Art exists as a single-minded concentrated attention beyond individuality. It does not exist for its own sake, it exists for an experience. Indian artists do not seek an illusion of nature; rather they try to create a truthful suggestion of character of the subject. In the words of Ananda Coomaraswamy, ‘Art is neither imitation nor illusion. It is an act when the seen and the seer meet in an act of transcending distinction.’

Vivek Nimbolkar, an artist born in 1977 and brought up in Mumbai, Maharashtra, India developed an early interest in art and designing inspired by his mother’s embroidery. He holds five professional degrees in art education; Masters in Art (Painting), Diploma in Art Education, G.D. in Art Painting, Art Teacher Diploma and Masters of Art (Indology). From a series of realistic works, the artist has transcended into abstract array of painting.

The artist recently exhibited his new creations at the State Art Gallery of Hyderabad by the title, ‘Forms; Finding Form in the Formless’. To which the writer questions – where do the abstract formless forms in the paintings by Vivek Nimbolkar lie? What is his creative practice? How does an artist reach a state of flow where every stroke sings a lyrical melody?

To understand a formless form, is to question, What is form?

A form or Akriti, quite literally means a visible form, shape, appearance or something tangible. However, philosophers such as Plato argue the intangibility within forms, ‘Forms, such as beauty, are more real than any objects that imitate them.
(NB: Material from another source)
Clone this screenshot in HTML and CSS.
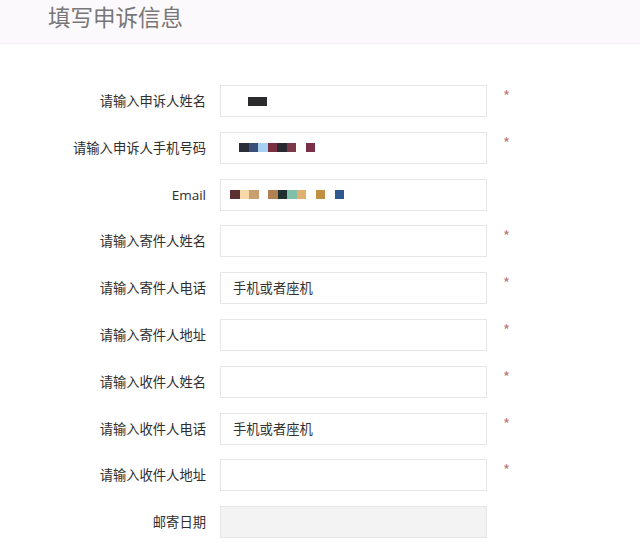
FILE: index.html
```html
<!DOCTYPE html>
<html lang="zh">
<head>
<meta charset="utf-8">
<title>填写申诉信息</title>
<link rel="stylesheet" href="styles.css">
</head>
<body>
<header class="head"><h1 class="title">填写申诉信息</h1></header>
<form class="form">
  <div class="row"><label class="lab">请输入申诉人姓名</label><div class="field"><span class="px first"><i style="background:#2b2b2e"></i><i style="background:#2b2b2e"></i></span></div><span class="req">*</span></div>
  <div class="row"><label class="lab">请输入申诉人手机号码</label><div class="field"><span class="px second"><i style="background:#2a2d3a"></i><i style="background:#3a5078"></i><i style="background:#a8d0f0"></i><i style="background:#7a3040"></i><i style="background:#2a2a30"></i><i style="background:#7a3a48"></i><b></b><i style="background:#7a3048"></i></span></div><span class="req">*</span></div>
  <div class="row"><label class="lab en">Email</label><div class="field"><span class="px third"><i style="background:#5a3030"></i><i style="background:#f8d8a8"></i><i style="background:#c8a070"></i><b></b><i style="background:#b08050"></i><i style="background:#203030"></i><i style="background:#80c0a8"></i><i style="background:#e0b070"></i><b></b><i style="background:#c09040"></i><b></b><i style="background:#305890"></i></span></div><span class="req"></span></div>
  <div class="row"><label class="lab">请输入寄件人姓名</label><div class="field"></div><span class="req">*</span></div>
  <div class="row"><label class="lab">请输入寄件人电话</label><div class="field">手机或者座机</div><span class="req">*</span></div>
  <div class="row"><label class="lab">请输入寄件人地址</label><div class="field"></div><span class="req">*</span></div>
  <div class="row"><label class="lab">请输入收件人姓名</label><div class="field"></div><span class="req">*</span></div>
  <div class="row"><label class="lab">请输入收件人电话</label><div class="field">手机或者座机</div><span class="req">*</span></div>
  <div class="row"><label class="lab">请输入收件人地址</label><div class="field"></div><span class="req">*</span></div>
  <div class="row"><label class="lab">邮寄日期</label><div class="field disabled"></div><span class="req"></span></div>
</form>
</body>
</html>
```
FILE: styles.css
```css
html, body {
  margin: 0;
  padding: 0;
  background: #ffffff;
  font-family: "Noto Sans CJK SC", "Open Sans", sans-serif;
  color: #333;
}
.head {
  height: 44px;
  background: #fcf9fc;
  border-bottom: 1px solid #f4f0f4;
  box-sizing: border-box;
  display: flex;
  align-items: center;
  padding-left: 48px;
}
.title {
  margin: 0;
  font-size: 22.5px;
  font-weight: 400;
  color: #777;
  line-height: 1;
  position: relative;
  top: -5px;
}
.form {
  display: flex;
  flex-direction: column;
  gap: 14.8px;
  padding-top: 41px;
}
.row {
  display: grid;
  grid-template-columns: 206px 267px 30px;
  column-gap: 14px;
  align-items: start;
  height: 32px;
}
.lab {
  text-align: right;
  font-size: 13.3px;
  line-height: 32px;
  color: #2e2e2e;
}
.lab.en {
  font-family: "Open Sans", sans-serif;
  font-size: 13.5px;
}
.field {
  height: 32px;
  box-sizing: border-box;
  border: 1px solid #e6e6e6;
  background: #fff;
  font-size: 13.3px;
  line-height: 30px;
  padding-left: 12px;
  color: #333;
}
.field.disabled {
  background: #f3f3f3;
}
.req {
  color: #c07878;
  font-size: 15px;
  line-height: 1;
  padding-top: 3px;
  padding-left: 2px;
}
.px {
  display: flex;
  height: 30px;
  align-items: center;
}
.px i, .px b {
  display: block;
  width: 9.5px;
  height: 9px;
}
.px.first { padding-left: 15px; }
.px.second { padding-left: 6px; }
.px.third { margin-left: -3px; }
```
These forms are timeless whereas the physical things are in a constant state of change.’ The artist acknowledges the tangible and the intangible forms within nature, he further comments, ‘I imprint my impressions of nature onto my canvases, and these works are my imitations.’ On a closer inspection, his paintings converse through lines, symbols, and figures such as circles, half circles, triangles and square, however further when they are zoomed in, there nothing but pixels of paints put together in a multitude of movement with the purpose to simply create.

To understand the abstraction within his works is to question, What is abstraction?

Webster’s dictionary defines Abstraction as art abstracted from reality, in which designs or forms may be definite and geometric or fluid, a generic term that encompasses various non-realistic contemporary schools.

‘Remember that a picture before being a battle horse, a nude woman or an anecdote – is essentially a flat surface covered with colors arranged in a certain order.’

– Maurice Denis

Philosophy of abstraction focuses on abstraction as a form of cognition, mentally isolating properties of an object from others. Both the process and result are called abstraction.

At an inspection of Vivek Nimbolkar’s early works, realism is traced, an imitation of what is seen to the naked eyes in the nature. However with time, skill and practice, visible realism shredded off and artistic impressions drenched in. From a state of Pratyaksha (material embodiment) to a state of Paroksha (perceptive embodiment), the artworks and the artists transformed. Pratyaksha, means that which is visible to the eye and Paroksha means knowledge meditated by sensory intellectual apparatus.

Lastly, What is the creative practice and where does an artist take a pause for an abstract creation?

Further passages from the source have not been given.